Le jeune peintre. As a human, spiritual being and writer, I hope to become practiced at honoring my Muse. Ueland said, “He knows himself greatly who never opposes his genius” (Ueland 158). While I’m not there yet, I’m getting better at being still and looking into my resistance rather than using it to oppose my Muse.
James Hillman tells the most wonderful story about Pablo Picasso, a story that illustrates so well what it looks like to get to the end of one’s life and to have honored and worked with one’s Muse. Picasso is one of many geniuses who were able to demonstrate this type of psychological and spiritual partnership with the sublime by the end of their lives; I’m always moved when I read another story about this sort of fidelity. Hillman writes:
There is a painting by Picasso done when he was ninety-one, the year before he died. It is titled Le Jeune peintre (the young painter). It is a freely drawn, broad-brushed sketch in oils–whites, grays, slate blues, and black–of a dark-, sharp-, and hollow-eyed, small, boyish face, a little impish, staring out at you under a wide floppy hat, a palette board and brush in hand. The white on white gives it the feeling of a ghost, of a clown, of an angel, and also of an innocent, though lively and intensely concentrated, observer, whose mercurial alertness has just been caught by the painter. [. . .]

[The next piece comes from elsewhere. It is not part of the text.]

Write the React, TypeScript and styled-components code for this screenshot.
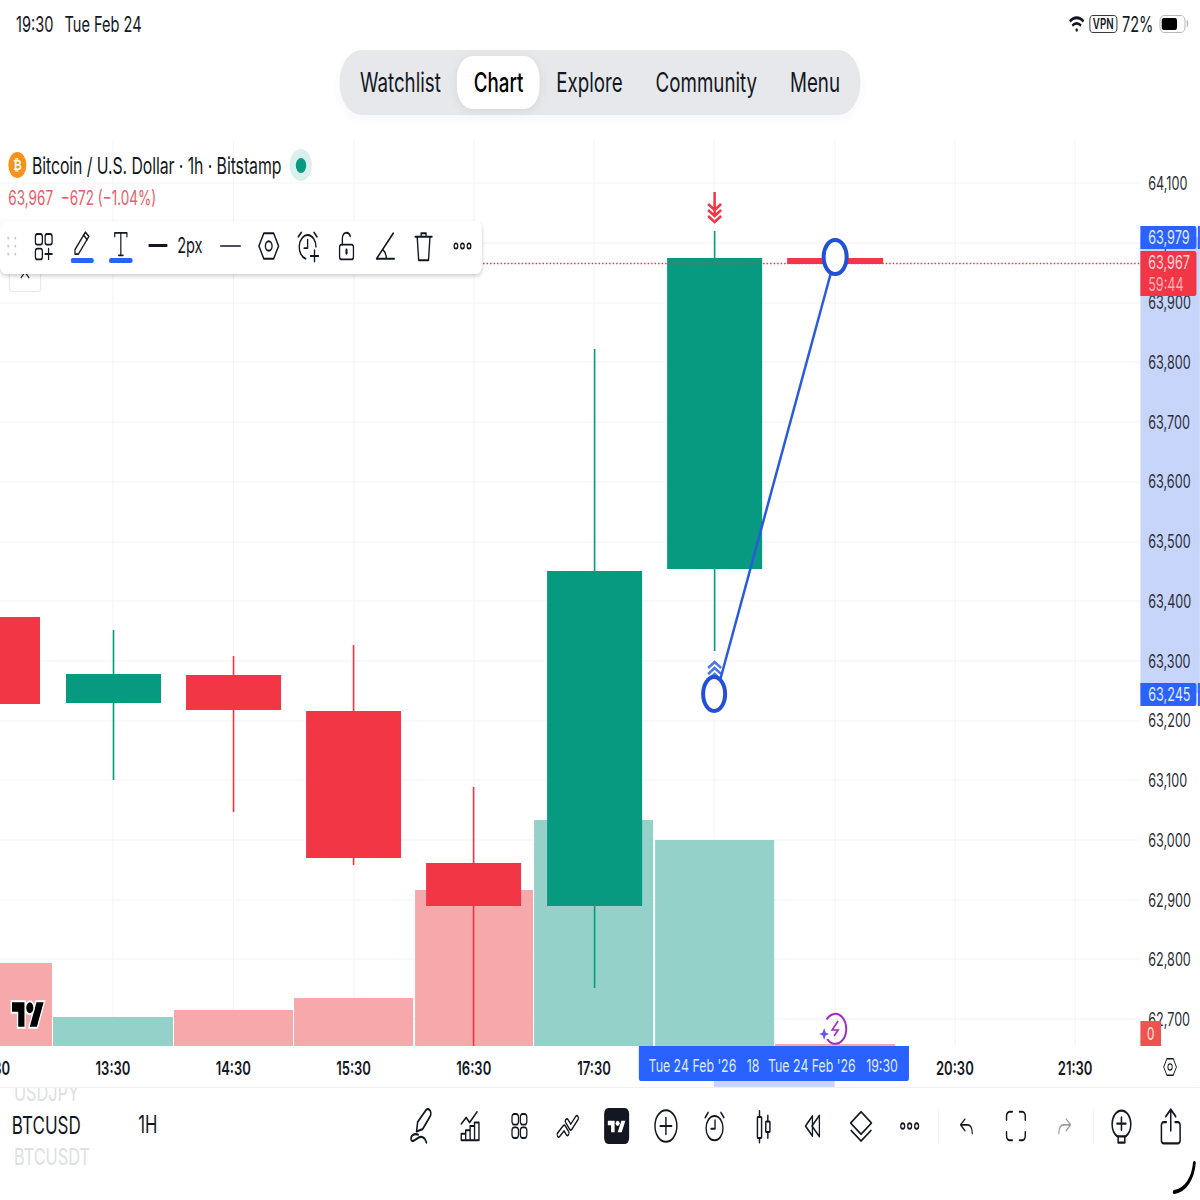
import React from 'react';
import styled, { createGlobalStyle } from 'styled-components';

// The screenshot is a tablet capture squeezed to a square, so the page is laid
// out 1728 wide and narrowed as a whole. The chart svg uses screenshot pixels.
const PRICES = ['64,100', '64,000', '63,900', '63,800', '63,700', '63,600', '63,500', '63,400', '63,300', '63,200', '63,100', '63,000', '62,900', '62,800', '62,700'];
// the two empty cells sit under the crosshair tag
const TIMES = ['12:30', '13:30', '14:30', '15:30', '16:30', '17:30', '', '', '20:30', '21:30'];
const GRID_X = [113, 233.5, 354, 474, 594, 714, 835, 955, 1075];
const GRID_Y = [183, 243, 303, 362, 422, 482, 542, 601, 661, 721, 780, 840, 900, 959, 1019];
const GREEN = '#089981';
const RED = '#f23645';

const VOLUMES = [
  { x: 0, w: 52, y: 963, up: false },
  { x: 53, w: 120, y: 1017, up: true },
  { x: 174, w: 119, y: 1010, up: false },
  { x: 294, w: 119, y: 998, up: false },
  { x: 415, w: 118, y: 890, up: false },
  { x: 534, w: 119, y: 820, up: true },
  { x: 655, w: 119, y: 840, up: true },
  { x: 775, w: 120, y: 1044, up: false },
];

const CANDLES = [
  { x: -55, wick: -7, top: 617, bottom: 704, wickTop: 617, wickBottom: 704, up: false },
  { x: 66, wick: 113, top: 674, bottom: 703, wickTop: 630, wickBottom: 780, up: true },
  { x: 186, wick: 233, top: 675, bottom: 710, wickTop: 656, wickBottom: 812, up: false },
  { x: 306, wick: 353, top: 711, bottom: 858, wickTop: 645, wickBottom: 865, up: false },
  { x: 426, wick: 473, top: 863, bottom: 906, wickTop: 787, wickBottom: 1046, up: false },
  { x: 547, wick: 594, top: 571, bottom: 906, wickTop: 349, wickBottom: 988, up: true },
  { x: 667, wick: 714, top: 258, bottom: 569, wickTop: 231, wickBottom: 651, up: true },
];

const GlobalStyle = createGlobalStyle`
  html, body {
    margin: 0;
    overflow: hidden;
    background: #fff;
  }
  body {
    font-family: Inter, "Liberation Sans", sans-serif;
    color: #131722;
  }
`;

const Page = styled.div`
  width: 1728px;
  height: 1200px;
  overflow: hidden;
  background: #fff;
  transform: scaleX(0.6944);
  transform-origin: 0 0;
  position: relative;
`;

const StatusBar = styled.div`
  height: 48px;
  display: flex;
  align-items: center;
  justify-content: space-between;
  padding: 0 21px 0 23px;
  box-sizing: border-box;
  font-size: 21px;
`;

const StatusGroup = styled.div`
  display: flex;
  align-items: center;
  gap: 16px;
`;

const StatusIcons = styled(StatusGroup)`
  gap: 7px;
`;

const Vpn = styled.span`
  border: 1.5px solid #131722;
  border-radius: 5px;
  font-size: 14px;
  font-weight: 600;
  line-height: 16px;
  padding: 0 4px;
`;

const Battery = styled.span`
  width: 37px;
  height: 18px;
  box-sizing: border-box;
  border: 1.5px solid #a9abb0;
  border-radius: 6px;
  padding: 2px;
  margin-left: 2px;
  position: relative;
  display: block;

  &::before {
    content: '';
    display: block;
    width: 72%;
    height: 100%;
    background: #000;
    border-radius: 3px;
  }

  &::after {
    content: '';
    position: absolute;
    right: -5px;
    top: 4px;
    width: 2px;
    height: 7px;
    background: #b5b7bb;
    border-radius: 0 2px 2px 0;
  }
`;

const NavRow = styled.div`
  height: 92px;
  display: flex;
  justify-content: center;
  align-items: flex-start;
  padding-top: 2px;
  box-sizing: border-box;
`;

const Nav = styled.nav`
  height: 65px;
  box-sizing: border-box;
  padding: 6px;
  background: #e6e8ec;
  border-radius: 32px;
  display: flex;
  box-shadow: 0 4px 14px rgba(0, 0, 0, 0.04);
`;

const NavItem = styled.div<{ $active?: boolean }>`
  display: flex;
  align-items: center;
  padding: 0 23.7px;
  font-size: 27px;
  font-weight: ${(p) => (p.$active ? 500 : 400)};
  color: ${(p) => (p.$active ? '#000' : '#131722')};
  background: ${(p) => (p.$active ? '#fff' : 'transparent')};
  border-radius: 22px;
  box-shadow: ${(p) => (p.$active ? '0 2px 14px rgba(0,0,0,0.07)' : 'none')};
`;

const ChartBlock = styled.div`
  display: grid;
  grid-template-columns: 1642px 86px;
  grid-template-rows: 906px 41px;
  position: relative;
`;

const Plot = styled.div`
  position: relative;
`;

const PlotSvg = styled.svg`
  display: block;
  width: 100%;
  height: 100%;
`;

const Legend = styled.div`
  position: absolute;
  left: 12px;
  top: 9px;
  display: flex;
  flex-direction: column;
  gap: 1px;
`;

const LegendTitle = styled.div`
  display: flex;
  align-items: center;
  height: 32px;
  font-size: 22.8px;
  letter-spacing: -0.1px;
`;

const CoinBadge = styled.span`
  width: 26px;
  height: 26px;
  margin-right: 8px;
  border-radius: 50%;
  background: #f7931a;
  color: #fff;
  font-family: 'DejaVu Sans', sans-serif;
  font-size: 15px;
  font-weight: 700;
  display: flex;
  align-items: center;
  justify-content: center;
`;

const StatusDot = styled.span`
  width: 32px;
  height: 32px;
  margin-left: 12px;
  border-radius: 50%;
  background: #daf0ec;
  display: flex;
  align-items: center;
  justify-content: center;

  &::before {
    content: '';
    width: 15px;
    height: 15px;
    border-radius: 50%;
    background: ${GREEN};
  }
`;

const LegendValues = styled.div`
  font-size: 19.5px;
  color: #f0596a;
  line-height: 32px;
  white-space: pre;
`;

const HiddenButton = styled.div`
  position: absolute;
  left: 13px;
  top: 122px;
  width: 46px;
  height: 30px;
  box-sizing: border-box;
  border: 1px solid #e0e3eb;
  border-radius: 4px;
  background: #fff;
  display: flex;
  justify-content: center;
  align-items: flex-start;
  padding-top: 7px;
`;

const DrawToolbar = styled.div`
  position: absolute;
  left: 0;
  top: 81px;
  width: 694px;
  height: 53px;
  padding-bottom: 4px;
  box-sizing: border-box;
  background: #fff;
  border-radius: 8px;
  box-shadow: 0 2px 5px rgba(0, 0, 0, 0.2);
  display: flex;
  align-items: center;
`;

const Handle = styled.div`
  width: 35px;
  display: flex;
  justify-content: center;
`;

const Tool = styled.div<{ $selected?: boolean }>`
  width: 56px;
  height: 49px;
  display: flex;
  align-items: center;
  justify-content: center;
  position: relative;
  padding-bottom: ${(p) => (p.$selected ? '3px' : '0')};
  box-sizing: border-box;

  &::after {
    content: ${(p) => (p.$selected ? "''" : 'none')};
    position: absolute;
    left: 11px;
    right: 11px;
    bottom: 7px;
    height: 5px;
    border-radius: 3px;
    background: #2962ff;
  }
`;

const LineWidth = styled.div`
  width: 102px;
  display: flex;
  align-items: center;
  justify-content: center;
  gap: 14px;
  font-size: 21px;

  &::before {
    content: '';
    width: 27px;
    height: 3px;
    background: #131722;
  }
`;

const PriceAxis = styled.div`
  position: relative;
  padding-top: 13.5px;
  box-sizing: border-box;
  overflow: hidden;
`;

const PriceRange = styled.div`
  position: absolute;
  left: 0;
  right: 0;
  top: 97px;
  height: 456px;
  background: #c7d5fa;
`;

const PriceLabel = styled.div`
  position: relative;
  height: 59.75px;
  line-height: 59.75px;
  padding-left: 11.5px;
  font-size: 18.2px;
  color: #2a2e39;
`;

const PriceTag = styled.div<{ $color: string }>`
  position: absolute;
  left: 0;
  width: 81px;
  box-sizing: border-box;
  padding-left: 11.5px;
  background: ${(p) => p.$color};
  border-radius: 0 3px 3px 0;
  font-size: 18.2px;
  line-height: 23px;
  color: #e2e9ff;
`;

const BlueTag = styled(PriceTag)`
  &::after {
    content: '';
    position: absolute;
    left: 83px;
    top: 0;
    width: 5px;
    height: 100%;
    background: #2962ff;
  }
`;

const Countdown = styled.div`
  color: #ffb0b5;
  line-height: 20px;
`;

const ZeroTag = styled.div`
  position: absolute;
  left: 0;
  top: 881px;
  width: 30px;
  height: 25px;
  background: #ef5350;
  color: #ffe3e3;
  font-size: 17px;
  display: flex;
  align-items: center;
  justify-content: center;
`;

const TimeAxis = styled.div`
  position: relative;
  display: flex;
  overflow: hidden;
`;

const TimeLabel = styled.div`
  flex: 0 0 173.2px;
  height: 41px;
  display: flex;
  align-items: center;
  justify-content: center;
  font-size: 18.8px;
  font-weight: 600;
  padding-top: 3px;
  box-sizing: border-box;

  &:first-child {
    margin-left: -97px;
  }
`;

const TimeRange = styled.div`
  position: absolute;
  left: 1028px;
  width: 174px;
  top: 35px;
  height: 6px;
  background: #c7d5fa;
`;

const TimeTag = styled.div`
  position: absolute;
  left: 920px;
  top: 0;
  width: 389px;
  height: 35px;
  padding-top: 3px;
  box-sizing: border-box;
  background: #2962ff;
  border-radius: 0 0 3px 3px;
  color: #dfe8ff;
  font-size: 17.8px;
  display: flex;
  align-items: center;
  white-space: pre;
`;

const TimeTagClipped = styled.div`
  width: 174px;
  margin-right: 12px;
  flex: none;
  padding-left: 14px;
  box-sizing: border-box;
  overflow: hidden;
`;

const AxisCorner = styled.div`
  display: flex;
  align-items: center;
  padding-left: 32px;
`;

const BottomBar = styled.div`
  height: 113px;
  border-top: 1.5px solid #eef0f3;
  box-sizing: border-box;
  display: flex;
  position: relative;
`;

const Symbols = styled.div`
  width: 199px;
  padding-left: 17px;
  box-sizing: border-box;
  overflow: hidden;
`;

const SymbolItem = styled.div<{ $current?: boolean }>`
  height: 32px;
  line-height: 32px;
  padding-left: ${(p) => (p.$current ? '0' : '3px')};
  font-size: ${(p) => (p.$current ? '24.5px' : '23.5px')};
  color: ${(p) => (p.$current ? '#131722' : '#dedfe2')};
  white-space: nowrap;

  &:first-child {
    margin-top: -11px;
  }
`;

const Interval = styled.div`
  width: 373px;
  font-size: 24px;
  line-height: 32px;
  padding-top: 21px;
  box-sizing: border-box;
`;

const Actions = styled.div`
  display: flex;
  align-items: flex-start;
  padding-top: 20px;
`;

const ActionCell = styled.div`
  width: 70.3px;
  height: 36px;
  display: flex;
  align-items: center;
  justify-content: center;
`;

const Separator = styled.div`
  width: 12px;
  height: 36px;
  display: flex;
  justify-content: center;

  &::before {
    content: '';
    width: 1px;
    background: #f1f2f4;
  }
`;

const TvButton = styled.div`
  width: 36px;
  height: 36px;
  background: #131722;
  border-radius: 6px;
  display: flex;
  align-items: center;
  justify-content: center;
`;

const HomeCorner = styled.svg`
  position: absolute;
  right: 4px;
  bottom: 6px;
  width: 36px;
  height: 34px;
`;

const Stroke = styled.svg<{ $muted?: boolean }>`
  display: block;
  fill: none;
  stroke: ${(p) => (p.$muted ? '#9a9da3' : '#131722')};
  stroke-width: 1.4;
  stroke-linecap: round;
  stroke-linejoin: round;
`;

const Icon = ({ size = 32, muted, children }: { size?: number; muted?: boolean; children: React.ReactNode }) => (
  <Stroke $muted={muted} width={size} height={size} viewBox="0 0 24 24">
    {children}
  </Stroke>
);

const TvLogo = ({ width, height, color }: { width: number; height: number; color: string }) => (
  <svg width={width} height={height} viewBox="0 3 36 20" preserveAspectRatio="none" fill={color}>
    <path d="M14 22H7V11H0V4h14v18zM28 22h-8l7.5-18h8L28 22z" />
    <circle cx="20" cy="8" r="4" />
  </svg>
);

const HexIcon = ({ size = 32 }: { size?: number }) => (
  <Icon size={size}>
    <path d="M7 3h10l5 9-5 9H7l-5-9z" />
    <circle cx="12" cy="12" r="3.4" />
  </Icon>
);

const DotsIcon = ({ size = 32 }: { size?: number }) => (
  <Icon size={size}>
    <circle cx="4.5" cy="12" r="2.1" />
    <circle cx="12" cy="12" r="2.1" />
    <circle cx="19.5" cy="12" r="2.1" />
  </Icon>
);

const BOTTOM_LEFT: React.ReactNode[] = [
  <Icon size={38} key="brush">
    <path d="M7.500 15.500 8.500 9.500 15.500 2.500a2.500 2.500 0 0 1 4.500 3.200L13 14z" />
    <path d="M9 17.500C5.500 16.500 2 18 2.500 20.500c.5 2 3.500.4 6-.8 3.200-1.500 6.500-1 8 2.800" />
  </Icon>,
  <Icon size={34} key="bars">
    <path d="M3 10.500 8 6l3.500 3.500L19 2" />
    <path d="M3 22v-4.500h4.500V22M7.500 22v-7H12v7M12 22V12h4.500v10M16.500 22V9.500H21V22H3" />
  </Icon>,
  <Icon size={32} key="grid">
    <rect x="4" y="3" width="7" height="8" rx="2.400" />
    <rect x="13" y="3" width="7" height="8" rx="2.400" />
    <rect x="4" y="13" width="7" height="8" rx="2.400" />
    <rect x="13" y="13" width="7" height="8" rx="2.400" />
  </Icon>,
  <Icon size={38} key="patterns">
    <path d="M3.500 17.500 8.500 13l3 3.500M11 9l3.500 4L20 7" strokeWidth="4" />
    <path d="M3.500 17.500 8.500 13l3 3.500M11 9l3.500 4L20 7" strokeWidth="1.800" stroke="#fff" />
  </Icon>,
  <TvButton key="tv">
    <TvLogo width={26} height={13} color="#fff" />
  </TvButton>,
  <Icon size={36} key="plus">
    <circle cx="12" cy="12" r="10.500" />
    <path d="M12 6.500v11M6.500 12h11" />
  </Icon>,
  <Icon size={34} key="alarm">
    <circle cx="12" cy="13.500" r="8.600" />
    <path d="M12.500 8v6H8.500M2.500 6 5.500 2.500M21.500 6l-3-3.500" />
  </Icon>,
  <Icon size={36} key="candles">
    <path d="M8.500 2v4M8.500 20v3M16.500 5v4M16.500 16v4" />
    <rect x="6.500" y="6" width="4" height="14" rx="0.500" />
    <rect x="14.500" y="9" width="4" height="7" rx="0.500" />
  </Icon>,
  <Icon size={32} key="replay">
    <path d="M12 4.500 4.500 12l7.500 7.500z" />
    <path d="M19.500 4 11.500 12l8 8z" />
  </Icon>,
  <Icon size={36} key="layers">
    <path d="M12 2.500 22 10l-10 7.500L2 10z" />
    <path d="M2.500 15 12 22l9.500-7" />
  </Icon>,
  <DotsIcon key="more" />,
];

const DrawTools = () => (
  <DrawToolbar>
    <Handle>
      <svg width="14" height="20" viewBox="0 0 14 20" fill="#c9ccd3">
        {[2, 10, 18].flatMap((y) => [2, 12].map((x) => <circle key={`${x}-${y}`} cx={x} cy={y} r="1.600" />))}
      </svg>
    </Handle>
    <Tool>
      <Icon size={32}>
        <rect x="3" y="3" width="7.500" height="8" rx="2" />
        <rect x="13.500" y="3" width="7.500" height="8" rx="2" />
        <rect x="3" y="14" width="7.500" height="8" rx="2" />
        <path d="M17.200 14v8M13.500 18h7.500" />
      </Icon>
    </Tool>
    <Tool $selected>
      <Icon size={30}>
        <path d="M4 16.500 16 2.500l4 3.500L8 20H4z" />
        <path d="m14 5 4 3.500" />
      </Icon>
    </Tool>
    <Tool $selected>
      <Icon size={30}>
        <path d="M5 6V3h14v3M12 3v18M9.500 21h5" />
      </Icon>
    </Tool>
    <LineWidth>2px</LineWidth>
    <Tool>
      <Icon size={36}>
        <path d="M2.500 12h19" strokeWidth="1" />
      </Icon>
    </Tool>
    <Tool>
      <HexIcon size={34} />
    </Tool>
    <Tool>
      <Icon size={34}>
        <path d="M10 21A8.500 8.500 0 1 1 20.500 12.500" />
        <path d="M12 7.500v6H8.500M2.500 5.500 5.500 2.500M21.500 5.500l-3-3M19 15v8M15 19h8" />
      </Icon>
    </Tool>
    <Tool>
      <Icon size={32}>
        <rect x="4.500" y="11" width="15" height="11" rx="2" />
        <path d="M7.500 11V6.500a4.500 4.500 0 0 1 8.600-1.800" />
        <path d="M12 15v2.500" strokeWidth="2.200" />
      </Icon>
    </Tool>
    <Tool>
      <Icon size={34}>
        <path d="M20 3 3 21h18M13 21c0-2.600-1-4.600-3-6" />
      </Icon>
    </Tool>
    <Tool>
      <Icon size={34}>
        <path d="M3.500 5.500h17M9.500 5.500V3h5v2.500M5.500 5.500 7 22h10l1.500-16.500" />
      </Icon>
    </Tool>
    <Tool>
      <DotsIcon size={30} />
    </Tool>
  </DrawToolbar>
);

const Chart = () => (
  <PlotSvg viewBox="0 140 1140 906" preserveAspectRatio="none">
    <g stroke="#f2f3f5" strokeWidth="1">
      {GRID_X.map((x) => <line key={x} x1={x} x2={x} y1={140} y2={1046} />)}
      {GRID_Y.map((y) => <line key={y} x1={0} x2={1140} y1={y} y2={y} />)}
    </g>
    {VOLUMES.map((v) => (
      <rect key={v.x} x={v.x} y={v.y} width={v.w} height={1046 - v.y} fill={v.up ? '#94d1c8' : '#f7a8ab'} />
    ))}
    {CANDLES.map((c) => (
      <g key={c.x} fill={c.up ? GREEN : RED}>
        <rect x={c.wick - 0.3} y={c.wickTop} width="1.6" height={c.wickBottom - c.wickTop} />
        <rect x={c.x} y={c.top} width="95" height={c.bottom - c.top} />
      </g>
    ))}
    <line x1="0" x2="1140" y1="263.500" y2="263.500" stroke={RED} strokeWidth="1.500" strokeDasharray="1.500 2" />
    <rect x="787" y="258" width="96" height="6" fill={RED} />
    <path d="M714.500 192v24M708 204l6.500 6 6.500-6M708 210l6.500 6 6.500-6M708 216l6.500 6 6.500-6" fill="none" stroke={RED} strokeWidth="2.500" />
    <path d="M708 668l6.500-6 6.500 6M708 674l6.500-6 6.500 6M708 680l6.500-6 6.500 6" fill="none" stroke="#4a78f0" strokeWidth="2.500" />
    <line x1="720" y1="680" x2="831" y2="272" stroke="#2a5bde" strokeWidth="2.500" />
    <ellipse cx="835" cy="257" rx="11.500" ry="17" fill="#fff" stroke="#2450d8" strokeWidth="4" />
    <ellipse cx="714" cy="694" rx="11" ry="17" fill="#fff" stroke="#2450d8" strokeWidth="4" />
    <g transform="translate(12 1001)">
      <g transform="scale(0.89 1.35)" fill="#000" stroke="#fff" strokeWidth="3" style={{ paintOrder: 'stroke' }}>
        <path d="M14 19H7V8H0V1h14v18zM28 19h-8l7.500-18h8L28 19z" />
        <circle cx="20" cy="5" r="4" />
      </g>
    </g>
    <path d="M826.500 1019.500A11 15 0 1 1 827 1039" fill="none" stroke="#a32cc4" strokeWidth="2" />
    <path d="M838 1021l-6 9h6l-4 6" fill="none" stroke="#a32cc4" strokeWidth="1.600" />
    <path d="M824 1028l1.500 4.500 3.500 1.500-3.500 1.500-1.500 4.500-1.500-4.500-3.500-1.500 3.500-1.500z" fill="#6a55f0" />
  </PlotSvg>
);

const App = () => (
  <Page>
    <GlobalStyle />
    <StatusBar>
      <StatusGroup>
        <span>19:30</span>
        <span>Tue Feb 24</span>
      </StatusGroup>
      <StatusIcons>
        <svg width="23" height="18" viewBox="0 0 22 16" fill="none" stroke="#131722" strokeWidth="2.800">
          <path d="M1.500 5.500c5.500-4.600 13.500-4.600 19 0M5 9.500c3.500-2.800 8.500-2.800 12 0" />
          <circle cx="11" cy="13.700" r="1.700" fill="#131722" stroke="none" />
        </svg>
        <Vpn>VPN</Vpn>
        <span>72%</span>
        <Battery />
      </StatusIcons>
    </StatusBar>
    <NavRow>
      <Nav>
        <NavItem>Watchlist</NavItem>
        <NavItem $active>Chart</NavItem>
        <NavItem>Explore</NavItem>
        <NavItem>Community</NavItem>
        <NavItem>Menu</NavItem>
      </Nav>
    </NavRow>
    <ChartBlock>
      <Plot>
        <Chart />
        <Legend>
          <LegendTitle>
            <CoinBadge>₿</CoinBadge>
            Bitcoin / U.S. Dollar · 1h · Bitstamp
            <StatusDot />
          </LegendTitle>
          <LegendValues>{'63,967  −672 (−1.04%)'}</LegendValues>
        </Legend>
        <HiddenButton>
          <svg width="18" height="10" viewBox="0 0 18 10" fill="none" stroke="#131722" strokeWidth="1.500">
            <path d="M3 8l6-6 6 6" />
          </svg>
        </HiddenButton>
        <DrawTools />
      </Plot>
      <PriceAxis>
        <PriceRange />
        {PRICES.map((p) => <PriceLabel key={p}>{p}</PriceLabel>)}
        <BlueTag $color="#2962ff" style={{ top: 86 }}>63,979</BlueTag>
        <PriceTag $color={RED} style={{ top: 111, color: '#ffd9dc', height: 45 }}>
          63,967
          <Countdown>59:44</Countdown>
        </PriceTag>
        <BlueTag $color="#2962ff" style={{ top: 543 }}>63,245</BlueTag>
        <ZeroTag>0</ZeroTag>
      </PriceAxis>
      <TimeAxis>
        {TIMES.map((t, i) => <TimeLabel key={i}>{t}</TimeLabel>)}
        <TimeRange />
        <TimeTag>
          <TimeTagClipped>{"Tue 24 Feb '26   18"}</TimeTagClipped>
          {"Tue 24 Feb '26   19:30"}
        </TimeTag>
      </TimeAxis>
      <AxisCorner>
        <HexIcon size={22} />
      </AxisCorner>
    </ChartBlock>
    <BottomBar>
      <Symbols>
        <SymbolItem>USDJPY</SymbolItem>
        <SymbolItem $current>BTCUSD</SymbolItem>
        <SymbolItem>BTCUSDT</SymbolItem>
      </Symbols>
      <Interval>1H</Interval>
      <Actions>
        {BOTTOM_LEFT.map((icon, i) => <ActionCell key={i}>{icon}</ActionCell>)}
        <Separator />
        <ActionCell>
          <Icon size={28}>
            <path d="M10 6 4.500 11l5.500 5M4.500 11H13c4 0 6 3 6 7.500" />
          </Icon>
        </ActionCell>
        <ActionCell>
          <Icon size={36}>
            <path d="M8.500 2.500H6A3 3 0 0 0 3 5.500V8M15.500 2.500H18a3 3 0 0 1 3 3V8M21 16v2.500a3 3 0 0 1-3 3h-2.500M8.500 21.500H6a3 3 0 0 1-3-3V16" />
          </Icon>
        </ActionCell>
        <ActionCell>
          <Icon size={28} muted>
            <path d="M14 6l5.500 5-5.500 5M19.500 11H11c-4 0-6 3-6 7.500" />
          </Icon>
        </ActionCell>
        <Separator />
        <ActionCell>
          <Icon size={38}>
            <path d="M8 18.500C5 16.800 3.500 14 3.500 10.800a8.500 8.500 0 0 1 17 0c0 3.200-1.500 6-4.500 7.700z" />
            <path d="M12 6.500v8M8 10.500h8M9 18.500v4h6v-4" />
          </Icon>
        </ActionCell>
        <ActionCell>
          <Icon size={38}>
            <path d="M12 15V1.500M7.500 6 12 1.500 16.500 6M8 9.500H5.500a2 2 0 0 0-2 2V21a2 2 0 0 0 2 2h13a2 2 0 0 0 2-2v-9.500a2 2 0 0 0-2-2H16" />
          </Icon>
        </ActionCell>
      </Actions>
      <HomeCorner viewBox="0 0 36 34" fill="none" stroke="#000" strokeWidth="4" strokeLinecap="round">
        <path d="M32 3C30 18 20 30 3 32" />
      </HomeCorner>
    </BottomBar>
  </Page>
);

export default App;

Here is the invisible Picasso caught on the canvas, a self-portrait of the daimon that inhabited him all his life. At the end, it emerges and shows itself. “Here,” it says, “this is who you are, Picasso, you are me, the ever-young painter. I am the clown, the innocent, fresh eye, the dark eye, the quick-moving Mercurius, the sentimental, bluish melancholy, the little boy. I am your ghost. Now you see who drives you, what has kept you fresh and eager, and now you can die.” It was as if Picasso had been realizing and actualizing and individuating this figure all his life, ever since he was an exceptionally talented, teenage painter–even before Paris and his youth of the blue and rose periods, when he was le jeune peintre. Here was a portrait of the acorn painted by the oak. Picasso’s image confirms . . . that it is not my individuation but the individuation of the angel that is the main task: the materialization with paint, brush, and canvas of Picasso’s daimon (Hillman & Ventura 61-62).
Even people who attend to their Muses rather than bridling them like work horses will, being human, go astray from time to time. Like me, they’ll forget who’s the boss and they’ll become arrogant or neglectful. Thankfully, one day we wake up and realize we’re boring. Every inner voice is silent. There is nothing to say. We are in Dante’s seventh circle of hell.
As Winston Churchill said, “When you are going through hell, keep going.”
Hillman, James. Healing Fiction. Woodstock, CT: Spring Publications, 1983.
Hillman, James and Michael Ventura. We’ve Had a Hundred Years of Psychotherapy and the World’s Getting Worse. San Francisco, CA: HarperCollins, 1993.
King, Stephen. On Writing. New York: Pocket Books, 2000.
Ueland, Brenda. If You Want to Write. St. Paul, MN: Gray Wolf Press, 1987.